Rotation of senior Government ministries does not serve the Irish public

Recently a senior and experienced political activist in one of the major parties in government remarked to me that he feared that this could well turn out to be the worst partnership period for those two parties.

You might think that with ideological differences no wider than a cigarette paper dividing them and a clear run of up to five years in office virtually guaranteed, they have nothing holding them back from taking the radical political steps to address the issues facing Ireland. And yet I share his apprehensions.

For one thing, I think that it was a mistake to provide this time for a rotating Taoiseach. I do not believe that taking turns at senior government roles is helpful in any way. Micheál Martin is, I think, a perfectly competent and experienced Taoiseach. I don’t see that limiting his term to three years serves any useful purpose – apart, that is, from giving Simon Harris a go at the wheel in the run up to the next election.

Ministers hardly have their feet under the desk before they are preparing to depart from office. Having served a five-year term, I know just how transient that period can be. Civil servants have a certain relationship with ministers. When ministers hold office with an early sell-by date label on their foreheads, that relationship changes. Rotating senior government positions looks increasingly like a cynical political game rather than serving the national interest.

The Government faces many pressing issues – the three “known knowns” of home-building, the infrastructure deficit, and immigration policy. It also faces the “known unknowns” including the possibility of global trade war, European security issues, and international climate change goals in the era of Trump and possibly Vance.

Take the area of housing. A new minister, James Browne, a competent and intelligent politician, has been given ministerial responsibility for this national policy. Is he being given five years at the helm? The job needs that term at the very least.

There are really huge policy decisions to be made. Increasing supply of building land and associated infrastructure, pro-active planning laws, realistic building standards, faster decision making, use of compulsory purchase, creation of urban developments agencies with real power to tackle dereliction and under-development, and many others, all need a “rolled-up sleeves”, hands-on minister backed by the entirety of government.

I have to say that I found it grossly dispiriting to witness an emerging public party wrangle between Fianna Fáil and Fine Gael on whether tax policy should or should not be used to develop the available necessary capital for projects that will take at least two years after confirmation to commence building. The fact that the two parties are already in dispute on that matter bodes ill for their term in office. They should put their manifestos aside and cooperate on a pragmatic basis for the next five years on housing.
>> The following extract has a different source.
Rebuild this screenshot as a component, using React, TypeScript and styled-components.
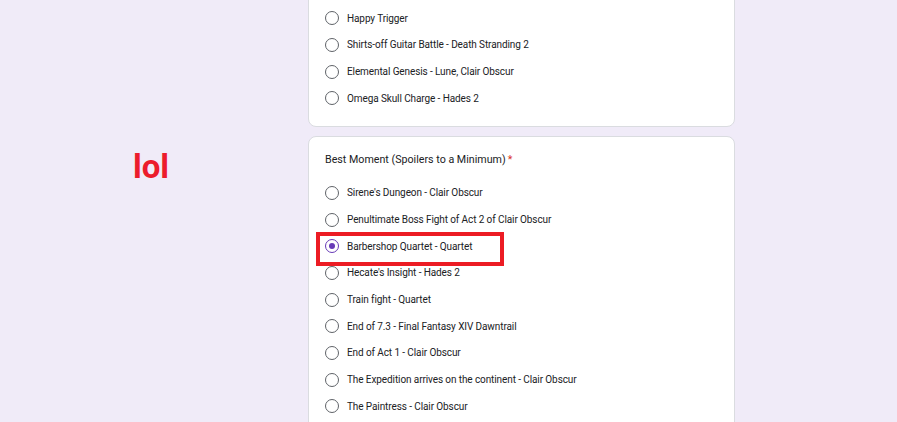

Of course, tax incentives should be deployable as one, but by no means the only, way of getting capital into home-building. But the other major issues mentioned above must be addressed urgently as well. Public capital simply will not, by itself, address the issue.

The latest children’s hospital news is as clear a sign of what problems are posed by reliance on public financing. And if you think that that project was a cause for worry, brace yourself for the ten to twenty billion Metrolink project planned instead of the alternative, a major surface Luas network using very light rail technology for the entire city in seven to ten years.

We hear ministerial speeches about how social housing provision is approaching its highest level for fifty years. Beware! The sad implication is that we were providing the same volume of social housing fifty years ago with a poorer economy and much smaller population. Also, we must remember that a considerable amount of Dublin City Council’s social housing output is being carried out by demolishing its own existing social housing estate across the city.

Storm Eowyn and Storm Darragh demonstrated how weak our power networks have become. Energy infrastructure needs investment to meet known risks and demand growth.  We have the financial resources to build out the national motorway and dual carriageway network in the south-west, the west, and the northwest (including Sligo and the Derry/ Letterkenny  cross-border road project.

Last, and not least, the Government has to confront our failed immigration and asylum system. Things cannot go on as they are. Housing, health, education, childcare and welfare require effective controls on migration.  The EU migration pact is no solution to the problem.  As long as the Charter of Fundamental Rights enshrines as EU law the failed and unsustainable Geneva Convention on refugees, the crisis will continue. That must change. It’s not a matter for Jim O’Callaghan alone. It is the urgent business of Iveagh House, Minister Harris, and the whole of government.